The 13th-century clerestory has original lancets, except for three windows of about 1500. Above it is the 15th-century roof resting on old angel corbels. The chancel has a blocked doorway of Roman brick probably built by the Saxons, and windows of all three medieval centuries; one lancet has an oak lintel. The tower and west end were rebuilt in 1898. The altar table is Elizabethan, and two chairs and the fine canopied pulpit were richly carved in Jacobean days. The old hourglass stand is still here. There are three shields in old glass, a 15th-century font, a 14th-century tomb recess in an outside wall (sheltering a coffin lid), and traces of wall painting which include remains of a Doom. A Roman coffin and part of a Roman pillar are under the tower. One of three fine old brasses is a cross with the small figure of a man in the head; he wears a long gown buttoned at the throat, and a sword hangs from his girdle. A knight in armour and helmet, with a dog at his feet, is about 600 years old and another brass of the same age is of John Peacock and his wife; John has a scrubby beard and a long robe with a cape, and Maud has a fine draped headdress. Three peacocks are on the shield.

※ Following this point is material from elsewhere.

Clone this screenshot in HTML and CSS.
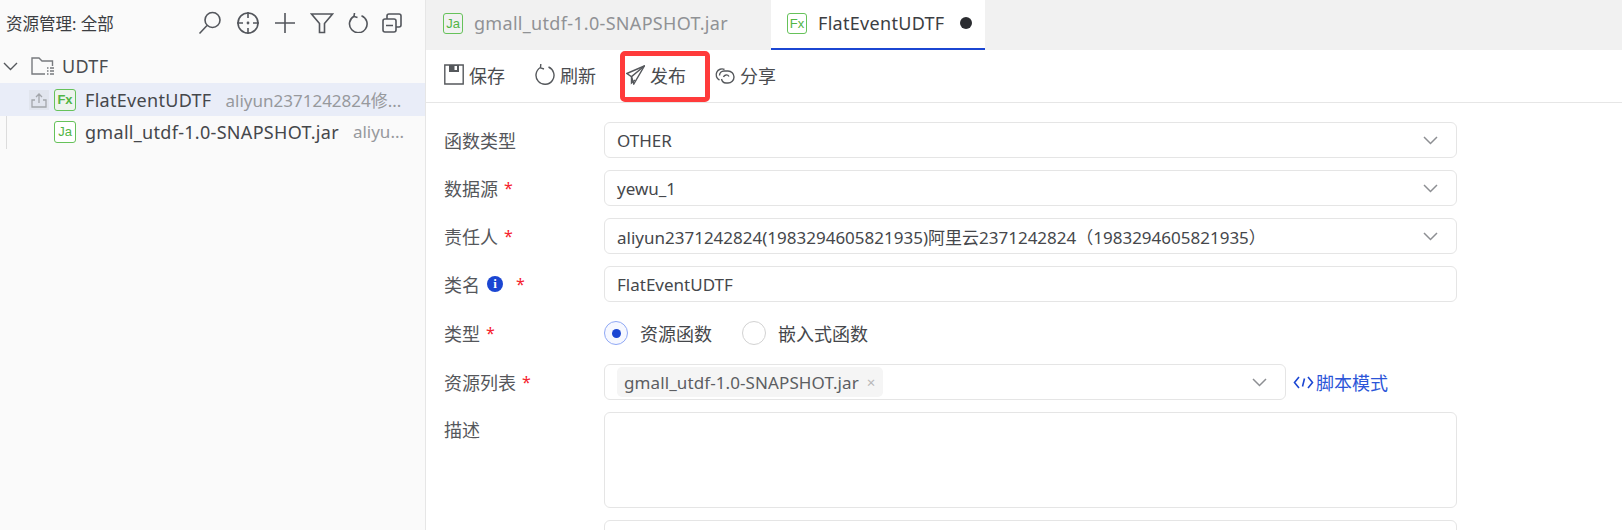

No visit to St Albans is complete without a visit to St Michael’s, for here in the chancel sleeps Francis Bacon, and here, sculptured in marble by someone unknown, he sits in a chair, resting his head on his hand, wearing the elaborate dress of his time — puffed breeches, fur-lined mantle, and a big ruff, a wide hat on his head and rosettes on his shoes. From the lodge gates near the church, the fine tree lined Gorhambury Drive brings us to what is left of his old home, a sad ruin now, with roofless walls of brick and flint. The present house, a few hundred yards away, is the seat of Lord Verulam, and was built in 1778 by the third Viscount Grimston. An imposing house with a balustraded parapet, it has been much altered, but keeps its grand 18th-century entrance at the head of a flight of steps, with ten Corinthian columns.